『週刊朝日』の長友佐波子編集長が今を輝く女性にインタビューする「フロントランナー女子会」。今回はあいおいニッセイ同和損害保険株式会社の再保険部長を経て、今春から同社で女性初の執行役員となった近藤智子さんです。
* * *
長友:あの、再保険部長のときに大病したって聞いたんですけど……。
近藤:ええ、3年前ですね。ちょうど株主総会の日で事務局としてスタンバイしてたんですけど、いつもは血圧高めなのに、朝からフラフラするなと思って会社の近くの病院に行ったけどわからなくて。その翌日、自宅近くの総合病院で、すぐに、もっと設備の整った病院に救急搬送しなくちゃいけないとなって。搬送直前に心臓が止まったんです。
長友:え~!! 止まった!?
近藤:はい、後で聞くと。私の記憶はブチブチ途切れているんですけど。「劇症型心筋炎」と診断されて、カテーテルで人工心肺をつけて治療をして、目覚めたのは2週間後でした。生存率は半分以下だったって聞きました。
長友:ひえ~! それ前兆とかないんですか?
近藤:まったく。発見もしにくくて、初期症状が風邪みたいだから気づかないで亡くなってしまう人も多いんですって。
長友:ストレスじゃなく?
近藤:みんなに言われるんですけど(笑)。乳児でも高齢者でも突然なるので関係ないそうです。結局「近藤さんが健康体だから助かった」とお医者さんに言われました。その後はすぐに完治して、今は何をしてもいいって言われてるんですよ。だから、今年の1月には駅伝大会に出場して完走しました(笑)。

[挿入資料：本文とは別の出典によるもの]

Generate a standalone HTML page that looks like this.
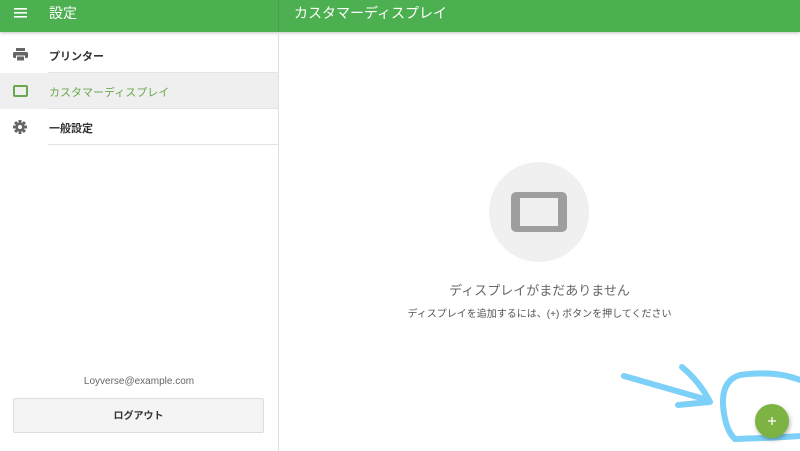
<!DOCTYPE html>
<html><head><meta charset="utf-8"><style>
*{margin:0;padding:0;box-sizing:border-box}
body{width:800px;height:451px;overflow:hidden;background:#fff;font-family:"Liberation Sans","Noto Sans CJK JP",sans-serif;position:relative}
.hdr{position:absolute;left:0;top:0;width:800px;height:32px;background:#4caf50;box-shadow:0 1px 3px rgba(0,0,0,.25)}
.hdr .div{position:absolute;left:278px;top:0;width:1px;height:32px;background:#43a047}
.t{position:absolute;color:#fff;font-size:14px;top:3px}
.side{position:absolute;left:278px;top:32px;width:1px;height:419px;background:#e0e0e0}
.row{position:absolute;left:0;width:278px;height:36px}
.row span{position:absolute;left:49px;top:11px;font-size:11px;color:#333;font-weight:bold}
.row .ln{position:absolute;left:48px;right:0;bottom:0;height:1px;background:#e4e4e4}
.ico{position:absolute;left:13px;top:11px}
</style></head><body>
<div class="hdr"><div class="div"></div>
<svg style="position:absolute;left:14px;top:7px" width="13" height="12"><rect y="1" width="13" height="1.6" fill="#fff"/><rect y="5" width="13" height="1.6" fill="#fff"/><rect y="9" width="13" height="1.6" fill="#fff"/></svg>
<div class="t" style="left:49px">設定</div>
<div class="t" style="left:294px">カスタマーディスプレイ</div>
</div>
<div class="side"></div>
<div class="row" style="top:37px"><svg class="ico" width="15" height="14" viewBox="0 0 15 14"><rect x="3" y="0" width="9" height="3" fill="#666"/><rect x="0" y="4" width="15" height="6" rx="1.5" fill="#666"/><rect x="3.5" y="8" width="8" height="5" fill="#666" stroke="#fff" stroke-width="1"/></svg><span>プリンター</span><div class="ln"></div></div>
<div class="row" style="top:73px;background:#efefef"><svg class="ico" width="15" height="12" viewBox="0 0 15 12" style="top:12px"><rect x="1" y="1" width="13" height="10" rx="1" fill="none" stroke="#6aa84f" stroke-width="2"/></svg><span style="color:#6aa84f;font-weight:normal">カスタマーディスプレイ</span><div class="ln"></div></div>
<div class="row" style="top:109px"><svg class="ico" width="14" height="14" viewBox="0 0 14 14" style="top:11px"><g fill="#666"><circle cx="7" cy="7" r="4.5"/><rect x="5.5" y="0" width="3" height="14"/><rect x="0" y="5.5" width="14" height="3"/><rect x="5.5" y="0" width="3" height="14" transform="rotate(45 7 7)"/><rect x="5.5" y="0" width="3" height="14" transform="rotate(-45 7 7)"/></g><circle cx="7" cy="7" r="2" fill="#fff"/></svg><span>一般設定</span><div class="ln"></div></div>
<div style="position:absolute;left:0;width:278px;top:376px;text-align:center;font-size:10px;color:#666">Loyverse@example.com</div>
<div style="position:absolute;left:13px;top:398px;width:251px;height:35px;background:#f4f4f4;border:1px solid #ddd;border-radius:2px;text-align:center;line-height:35px;font-size:10px;color:#333;font-weight:bold">ログアウト</div>
<div style="position:absolute;left:489px;top:162px;width:100px;height:100px;border-radius:50%;background:#f0f0f0"></div>
<div style="position:absolute;left:511px;top:192px;width:56px;height:40px;border-radius:5px;background:#9e9e9e"></div>
<div style="position:absolute;left:520px;top:198px;width:38px;height:28px;background:#f0f0f0"></div>
<div style="position:absolute;left:279px;width:521px;top:280px;text-align:center;font-size:13px;color:#666">ディスプレイがまだありません</div>
<div style="position:absolute;left:279px;width:521px;top:305px;text-align:center;font-size:10px;color:#555">ディスプレイを追加するには、(+) ボタンを押してください</div>
<svg style="position:absolute;left:600px;top:350px" width="200" height="101" viewBox="0 0 200 101">
<g fill="none" stroke="#7dd0f7" stroke-width="6" stroke-linecap="round" stroke-linejoin="round">
<path d="M24 26 L108 50"/><path d="M82 17 Q100 32 110 52 L78 55"/>
<path d="M200 30 Q175 20 140 25 Q122 30 123 55 Q125 80 135 89 Q170 88 200 86"/>
</g>
<circle cx="172" cy="71" r="17" fill="#7cb342" style="filter:drop-shadow(1px 2px 2px rgba(0,0,0,.3))"/>
<path d="M172 67v8M168 71h8" stroke="#fff" stroke-width="1.3"/>
</svg>
</body></html>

長友:ええ? 信じられない! 普通出ませんよ(笑)。最後に後輩たちにアドバイスをお願いします。
近藤:女性初の官房長官だった森山眞弓さんの「働く女性は甘えず力まず、新しいポストはおもしろがる」という言葉を読んで、私がいつも言ってることだなと思いました。甘えず、変に力まず。力みすぎると失敗することも多いので。仕事は上に行けば広がるし、おもしろい。今はいろんなチャンスがあるので、バランスよく頑張ってほしいですね。